■ Required work
Restate the records below word for word.

■ Material shown
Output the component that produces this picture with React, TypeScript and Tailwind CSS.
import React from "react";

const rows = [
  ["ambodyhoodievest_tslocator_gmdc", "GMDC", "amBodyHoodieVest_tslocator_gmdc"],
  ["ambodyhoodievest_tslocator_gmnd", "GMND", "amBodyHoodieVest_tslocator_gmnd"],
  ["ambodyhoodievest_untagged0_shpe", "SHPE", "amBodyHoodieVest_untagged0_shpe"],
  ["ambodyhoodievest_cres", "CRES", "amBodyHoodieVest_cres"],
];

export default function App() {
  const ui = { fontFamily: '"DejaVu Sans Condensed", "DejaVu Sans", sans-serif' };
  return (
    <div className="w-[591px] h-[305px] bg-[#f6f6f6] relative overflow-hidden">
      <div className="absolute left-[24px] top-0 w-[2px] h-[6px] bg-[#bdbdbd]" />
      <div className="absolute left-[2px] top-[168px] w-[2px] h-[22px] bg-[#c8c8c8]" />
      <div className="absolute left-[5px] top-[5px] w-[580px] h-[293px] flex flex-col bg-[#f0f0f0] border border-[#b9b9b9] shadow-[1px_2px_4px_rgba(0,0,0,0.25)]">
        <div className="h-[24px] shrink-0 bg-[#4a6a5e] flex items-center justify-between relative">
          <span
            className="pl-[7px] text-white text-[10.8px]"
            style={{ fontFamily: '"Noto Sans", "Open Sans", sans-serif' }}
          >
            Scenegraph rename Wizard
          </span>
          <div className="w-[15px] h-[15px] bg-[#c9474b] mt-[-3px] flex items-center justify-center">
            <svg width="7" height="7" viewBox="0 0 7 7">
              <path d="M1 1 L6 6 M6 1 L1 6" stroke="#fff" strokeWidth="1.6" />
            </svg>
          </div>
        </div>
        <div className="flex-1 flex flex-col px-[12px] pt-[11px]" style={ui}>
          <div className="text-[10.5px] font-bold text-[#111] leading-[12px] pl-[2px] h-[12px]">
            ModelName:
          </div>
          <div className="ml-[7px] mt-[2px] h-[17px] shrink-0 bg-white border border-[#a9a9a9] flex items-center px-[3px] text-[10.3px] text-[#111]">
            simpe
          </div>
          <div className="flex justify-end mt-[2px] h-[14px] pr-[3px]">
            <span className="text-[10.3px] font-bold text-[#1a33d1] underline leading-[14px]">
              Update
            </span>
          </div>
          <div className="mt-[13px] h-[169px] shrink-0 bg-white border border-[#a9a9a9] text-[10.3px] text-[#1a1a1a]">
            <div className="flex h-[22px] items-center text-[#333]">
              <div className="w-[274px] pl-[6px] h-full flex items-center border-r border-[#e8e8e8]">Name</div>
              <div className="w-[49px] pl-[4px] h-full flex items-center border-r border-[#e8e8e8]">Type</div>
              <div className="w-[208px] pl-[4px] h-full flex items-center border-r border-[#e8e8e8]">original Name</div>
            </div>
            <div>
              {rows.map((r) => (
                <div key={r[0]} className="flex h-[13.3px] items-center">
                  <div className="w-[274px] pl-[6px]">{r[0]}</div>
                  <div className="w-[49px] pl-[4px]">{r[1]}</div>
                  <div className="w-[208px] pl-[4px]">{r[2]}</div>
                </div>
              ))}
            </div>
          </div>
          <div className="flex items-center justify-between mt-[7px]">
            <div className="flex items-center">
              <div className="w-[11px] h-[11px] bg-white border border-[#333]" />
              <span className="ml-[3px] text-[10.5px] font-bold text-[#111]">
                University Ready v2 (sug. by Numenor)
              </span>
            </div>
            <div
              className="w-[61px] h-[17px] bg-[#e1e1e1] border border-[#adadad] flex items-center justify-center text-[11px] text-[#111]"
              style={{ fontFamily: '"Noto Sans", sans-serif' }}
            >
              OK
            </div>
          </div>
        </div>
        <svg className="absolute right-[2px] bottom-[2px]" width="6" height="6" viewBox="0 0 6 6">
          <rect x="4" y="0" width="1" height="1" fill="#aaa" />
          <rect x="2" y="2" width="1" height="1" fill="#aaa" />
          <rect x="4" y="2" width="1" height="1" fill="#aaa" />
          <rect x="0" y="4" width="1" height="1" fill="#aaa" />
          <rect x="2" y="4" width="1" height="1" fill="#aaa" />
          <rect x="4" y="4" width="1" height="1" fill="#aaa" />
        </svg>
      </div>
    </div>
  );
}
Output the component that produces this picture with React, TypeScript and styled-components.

■ Task result
Output the component that produces this picture with React, TypeScript and Tailwind CSS.
import React from "react";

const rows = [
  ["ambodyhoodievest_tslocator_gmdc", "GMDC", "amBodyHoodieVest_tslocator_gmdc"],
  ["ambodyhoodievest_tslocator_gmnd", "GMND", "amBodyHoodieVest_tslocator_gmnd"],
  ["ambodyhoodievest_untagged0_shpe", "SHPE", "amBodyHoodieVest_untagged0_shpe"],
  ["ambodyhoodievest_cres", "CRES", "amBodyHoodieVest_cres"],
];

export default function App() {
  const ui = { fontFamily: '"DejaVu Sans Condensed", "DejaVu Sans", sans-serif' };
  return (
    <div className="w-[591px] h-[305px] bg-[#f6f6f6] relative overflow-hidden">
      <div className="absolute left-[24px] top-0 w-[2px] h-[6px] bg-[#bdbdbd]" />
      <div className="absolute left-[2px] top-[168px] w-[2px] h-[22px] bg-[#c8c8c8]" />
      <div className="absolute left-[5px] top-[5px] w-[580px] h-[293px] flex flex-col bg-[#f0f0f0] border border-[#b9b9b9] shadow-[1px_2px_4px_rgba(0,0,0,0.25)]">
        <div className="h-[24px] shrink-0 bg-[#4a6a5e] flex items-center justify-between relative">
          <span
            className="pl-[7px] text-white text-[10.8px]"
            style={{ fontFamily: '"Noto Sans", "Open Sans", sans-serif' }}
          >
            Scenegraph rename Wizard
          </span>
          <div className="w-[15px] h-[15px] bg-[#c9474b] mt-[-3px] flex items-center justify-center">
            <svg width="7" height="7" viewBox="0 0 7 7">
              <path d="M1 1 L6 6 M6 1 L1 6" stroke="#fff" strokeWidth="1.6" />
            </svg>
          </div>
        </div>
        <div className="flex-1 flex flex-col px-[12px] pt-[11px]" style={ui}>
          <div className="text-[10.5px] font-bold text-[#111] leading-[12px] pl-[2px] h-[12px]">
            ModelName:
          </div>
          <div className="ml-[7px] mt-[2px] h-[17px] shrink-0 bg-white border border-[#a9a9a9] flex items-center px-[3px] text-[10.3px] text-[#111]">
            simpe
          </div>
          <div className="flex justify-end mt-[2px] h-[14px] pr-[3px]">
            <span className="text-[10.3px] font-bold text-[#1a33d1] underline leading-[14px]">
              Update
            </span>
          </div>
          <div className="mt-[13px] h-[169px] shrink-0 bg-white border border-[#a9a9a9] text-[10.3px] text-[#1a1a1a]">
            <div className="flex h-[22px] items-center text-[#333]">
              <div className="w-[274px] pl-[6px] h-full flex items-center border-r border-[#e8e8e8]">Name</div>
              <div className="w-[49px] pl-[4px] h-full flex items-center border-r border-[#e8e8e8]">Type</div>
              <div className="w-[208px] pl-[4px] h-full flex items-center border-r border-[#e8e8e8]">original Name</div>
            </div>
            <div>
              {rows.map((r) => (
                <div key={r[0]} className="flex h-[13.3px] items-center">
                  <div className="w-[274px] pl-[6px]">{r[0]}</div>
                  <div className="w-[49px] pl-[4px]">{r[1]}</div>
                  <div className="w-[208px] pl-[4px]">{r[2]}</div>
                </div>
              ))}
            </div>
          </div>
          <div className="flex items-center justify-between mt-[7px]">
            <div className="flex items-center">
              <div className="w-[11px] h-[11px] bg-white border border-[#333]" />
              <span className="ml-[3px] text-[10.5px] font-bold text-[#111]">
                University Ready v2 (sug. by Numenor)
              </span>
            </div>
            <div
              className="w-[61px] h-[17px] bg-[#e1e1e1] border border-[#adadad] flex items-center justify-center text-[11px] text-[#111]"
              style={{ fontFamily: '"Noto Sans", sans-serif' }}
            >
              OK
            </div>
          </div>
        </div>
        <svg className="absolute right-[2px] bottom-[2px]" width="6" height="6" viewBox="0 0 6 6">
          <rect x="4" y="0" width="1" height="1" fill="#aaa" />
          <rect x="2" y="2" width="1" height="1" fill="#aaa" />
          <rect x="4" y="2" width="1" height="1" fill="#aaa" />
          <rect x="0" y="4" width="1" height="1" fill="#aaa" />
          <rect x="2" y="4" width="1" height="1" fill="#aaa" />
          <rect x="4" y="4" width="1" height="1" fill="#aaa" />
        </svg>
      </div>
    </div>
  );
}
Output the component that produces this picture with React, TypeScript and styled-components.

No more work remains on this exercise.